The National Health Care Institute has in the meantime completed its assessment of tisagenlecleucel for the first indication mentioned, r/r B cell ALL, and informed the Minister about it in our letter dated 18 December 2018.
Tisagenlecleucel is an autologous immunocellular cancer therapy. In order to produce tisagenlecleucel, patients’ own T-cells have to be obtained via leukapheresis. These cells are subsequently genetically modified, ex vivo, using a lentiviral vector that codes for an anti-CD19 chimeric antigen receptor (CAR). After the patient has been pretreated with lympho-depletion-chemotherapy, the patient's own (autologous) CAR-T-cells (tisagenlecleucel) are returned to the patient via a single intravenous infusion.

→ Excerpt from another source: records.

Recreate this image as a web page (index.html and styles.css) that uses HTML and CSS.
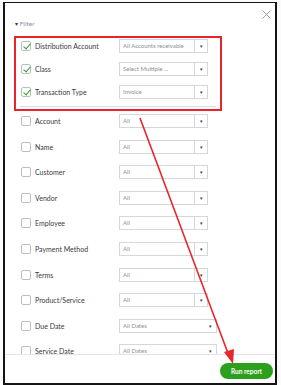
FILE: index.html
```html
<!DOCTYPE html>
<html lang="en">

<head>
    <meta charset="UTF-8">
    <meta name="viewport" content="width=device-width, initial-scale=1.0">
    <title>Filter</title>
    <link rel="stylesheet" href="styles.css">
</head>

<body>
    <div class="page">
        <div class="modal">
            <div class="modal-body">
                <div class="close">
                    <svg width="9" height="9" viewBox="0 0 9 9"><path d="M0.5 0.5L8.5 8.5M8.5 0.5L0.5 8.5" stroke="#8d9096" stroke-width="0.9"/></svg>
                </div>
                <div class="filter-title"><span class="caret">&#9662;</span> Filter</div>

                <div class="highlight">
                    <div class="row top">
                        <span class="check on"></span>
                        <span class="label">Distribution Account</span>
                        <div class="select"><span>All Accounts receivable</span><i class="arrow">&#9662;</i></div>
                    </div>
                    <div class="row top">
                        <span class="check on"></span>
                        <span class="label">Class</span>
                        <div class="select"><span>Select Multiple ...</span><i class="arrow">&#9662;</i></div>
                    </div>
                    <div class="row top">
                        <span class="check on"></span>
                        <span class="label">Transaction Type</span>
                        <div class="select"><span>Invoice</span><i class="arrow">&#9662;</i></div>
                    </div>
                    <div class="divider"></div>
                </div>

                <div class="rows">
                    <div class="row"><span class="check"></span><span class="label">Account</span><div class="select"><span>All</span><i class="arrow">&#9662;</i></div></div>
                    <div class="row"><span class="check"></span><span class="label">Name</span><div class="select"><span>All</span><i class="arrow">&#9662;</i></div></div>
                    <div class="row"><span class="check"></span><span class="label">Customer</span><div class="select"><span>All</span><i class="arrow">&#9662;</i></div></div>
                    <div class="row"><span class="check"></span><span class="label">Vendor</span><div class="select"><span>All</span><i class="arrow">&#9662;</i></div></div>
                    <div class="row"><span class="check"></span><span class="label">Employee</span><div class="select"><span>All</span><i class="arrow">&#9662;</i></div></div>
                    <div class="row"><span class="check"></span><span class="label">Payment Method</span><div class="select"><span>All</span><i class="arrow">&#9662;</i></div></div>
                    <div class="row"><span class="check"></span><span class="label">Terms</span><div class="select"><span>All</span><i class="arrow">&#9662;</i></div></div>
                    <div class="row"><span class="check"></span><span class="label">Product/Service</span><div class="select"><span>All</span><i class="arrow">&#9662;</i></div></div>
                    <div class="row"><span class="check"></span><span class="label">Due Date</span><div class="select wide"><span>All Dates</span><i class="arrow">&#9662;</i></div></div>
                    <div class="row"><span class="check"></span><span class="label">Service Date</span><div class="select wide"><span>All Dates</span><i class="arrow">&#9662;</i></div></div>
                </div>
            </div>
            <div class="modal-footer">
                <button class="run">Run report</button>
            </div>
        </div>

        <!-- annotation arrow drawn over the dialog -->
        <svg class="pointer" width="281" height="385" viewBox="0 0 281 385">
            <line x1="140" y1="118" x2="229" y2="356" stroke="#e8252a" stroke-width="1.6"/>
            <path d="M224 352L233 364L234 349Z" fill="#e8252a"/>
        </svg>
    </div>
</body>
</html>
```

FILE: styles.css
```css
html,
body {
    margin: 0;
    padding: 0;
    background: #fff;
}

body {
    font-family: "Lato", "Open Sans", sans-serif;
    color: #393a3d;
}

.page {
    position: relative;
    width: 281px;
    height: 385px;
    padding: 2px 4px 3px 3px;
    box-sizing: border-box;
    background: #fbfbfb;
}

.modal {
    height: 380px;
    border: 2px solid #141414;
    border-top-width: 1px;
    background: #fff;
    display: flex;
    flex-direction: column;
    overflow: hidden;
}

.modal-body {
    position: relative;
    flex: none;
    height: 351px;
    box-sizing: border-box;
    overflow: hidden;
    padding: 16px 0 0 9px;
}

.close {
    position: absolute;
    top: 7px;
    right: 4px;
    line-height: 0;
}

.filter-title {
    font-size: 6.5px;
    color: #8d9096;
    height: 9px;
    line-height: 9px;
    padding-left: 1px;
}

.caret {
    color: #393a3d;
    font-size: 6px;
}

.highlight {
    width: 208px;
    margin-top: 8px;
    border: 2px solid #e8252a;
    box-sizing: border-box;
    display: flex;
    flex-direction: column;
    gap: 8px;
}

.row {
    display: flex;
    align-items: center;
    height: 15px;
    flex: none;
    padding-left: 7px;
}

.row.top {
    padding-left: 5px;
}

.divider {
    height: 1px;
    background: #dcdee2;
    margin: -1px 4px 2px 4px;
}

.rows {
    display: flex;
    flex-direction: column;
    gap: 10.6px;
    padding-top: 2.5px;
}

.check {
    width: 10px;
    height: 10px;
    border: 1px solid #babec5;
    border-radius: 2px;
    box-sizing: border-box;
    flex: none;
    position: relative;
}

.check.on::after {
    content: "";
    position: absolute;
    left: 2.5px;
    top: 0px;
    width: 3px;
    height: 6px;
    border: solid #2ca01c;
    border-width: 0 1.6px 1.6px 0;
    transform: rotate(40deg);
}

.label {
    font-size: 7px;
    margin-left: 4px;
    width: 84px;
    white-space: nowrap;
}

.select {
    display: flex;
    align-items: stretch;
    width: 89px;
    height: 14px;
    border: 1px solid #d4d7dc;
    box-sizing: border-box;
    font-size: 6px;
    color: #8d9096;
    background: #fff;
}

.select span {
    flex: 1;
    padding-left: 3px;
    line-height: 12px;
    white-space: nowrap;
    overflow: hidden;
}

.arrow {
    font-style: normal;
    width: 12px;
    border-left: 1px solid #d4d7dc;
    text-align: center;
    line-height: 12px;
    font-size: 5px;
    color: #393a3d;
}

.select.wide {
    width: 98px;
}

.select.wide .arrow {
    border-left: none;
}

.modal-footer {
    flex: 1;
    border-top: 1px solid #e3e5e8;
    display: flex;
    justify-content: flex-end;
    align-items: center;
    padding-right: 2px;
}

.run {
    background: #2ca01c;
    color: #fff;
    border: none;
    border-radius: 9px;
    font-family: "Lato", sans-serif;
    font-weight: 700;
    font-size: 6.5px;
    height: 16px;
    width: 53px;
    padding: 0;
    margin-top: 4px;
}

.pointer {
    position: absolute;
    left: 0;
    top: 0;
    pointer-events: none;
}
```
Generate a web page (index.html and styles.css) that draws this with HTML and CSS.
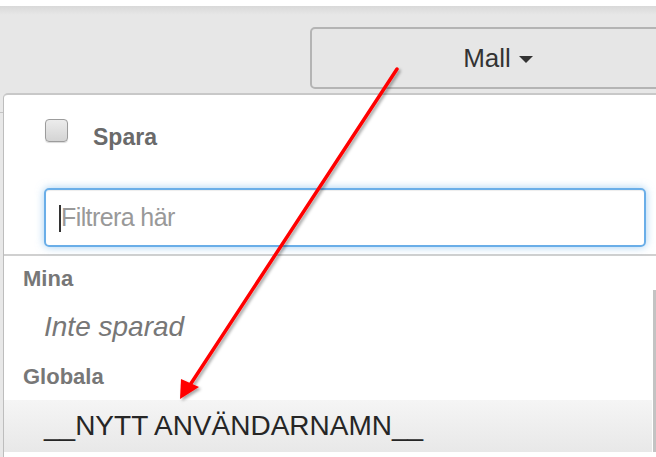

The National Health Care Institute's advice
Tisagenlecleucel does not fulfil the statutory criterion, ‘established medical science and medical practice’, for the above-named indication. For this reason we advise the Minister not to include tisagenlecleucel in the insured package.
New published data, if the results point towards a clinically relevant benefit of effectiveness, can be a starting point for reviewing whether tisagenlecleucel does comply with established medical science and medical practice.
This report is a summary of recommendations by the National Health Care Institute. The original text of this excerpt is in Dutch.